The cohort model matters too. Sixteen fellows, geographically diverse, professionally diverse, selected for both track record and trajectory this is a network that will matter in ten years in ways that are hard to predict but easy to imagine. Climate negotiations, green finance mechanisms, national energy transitions, adaptation programs for vulnerable states these are arenas where the people in a 2027 Yale cohort will be increasingly influential. Building those relationships now, in an intensive five-month shared experience, is worth more than most credentials.

And the published policy output is genuinely useful. Having a document you contributed to reviewed by a senior global advisory board and published through a Yale program is a legitimate addition to a professional portfolio in climate policy. It's not a certificate of participation. It's something you made.

 


 

How to Apply for the 2027 Cohort

Applications for the 2027 cycle are expected to open later in 2026. When they do, they will be submitted through the program's online portal no paper forms, no application fee.
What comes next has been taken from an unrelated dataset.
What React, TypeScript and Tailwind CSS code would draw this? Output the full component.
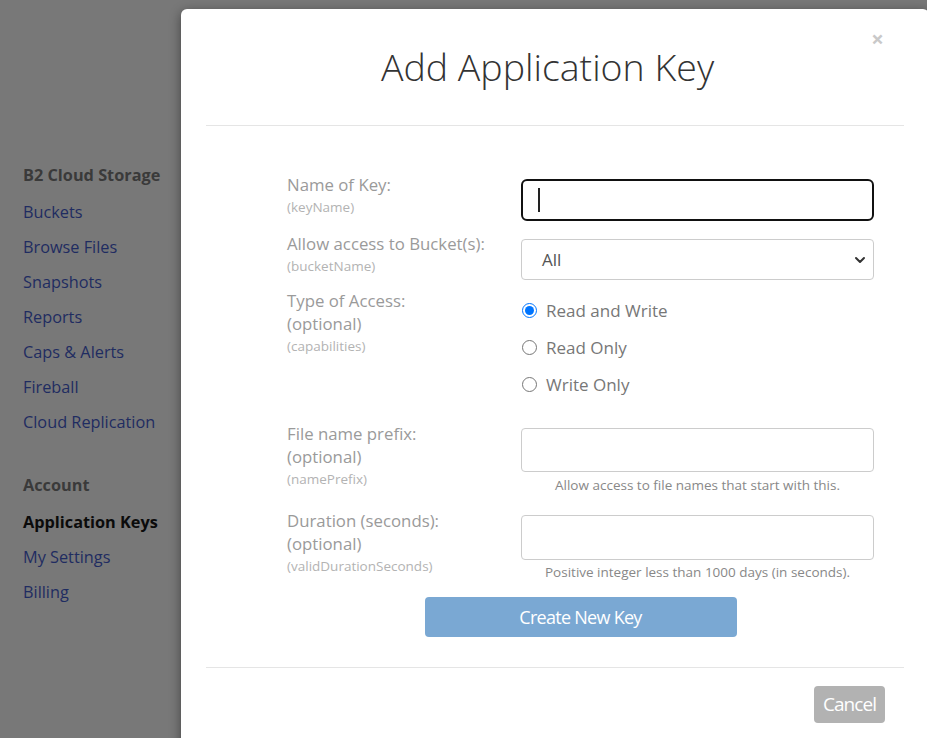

Prepare the following now, before the portal opens:

A résumé that leads with specific professional outcomes in clean energy or climate, not job titles. A clear narrative of what you have accomplished, what it changed, and what you are working toward because that narrative forms the backbone of both your personal statement and your video. A recommendation relationship with someone who can speak to the specific quality of your work in a high-stakes situation. And an honest read of your availability: two international travel weeks and five months of regular program engagement require genuine scheduling flexibility.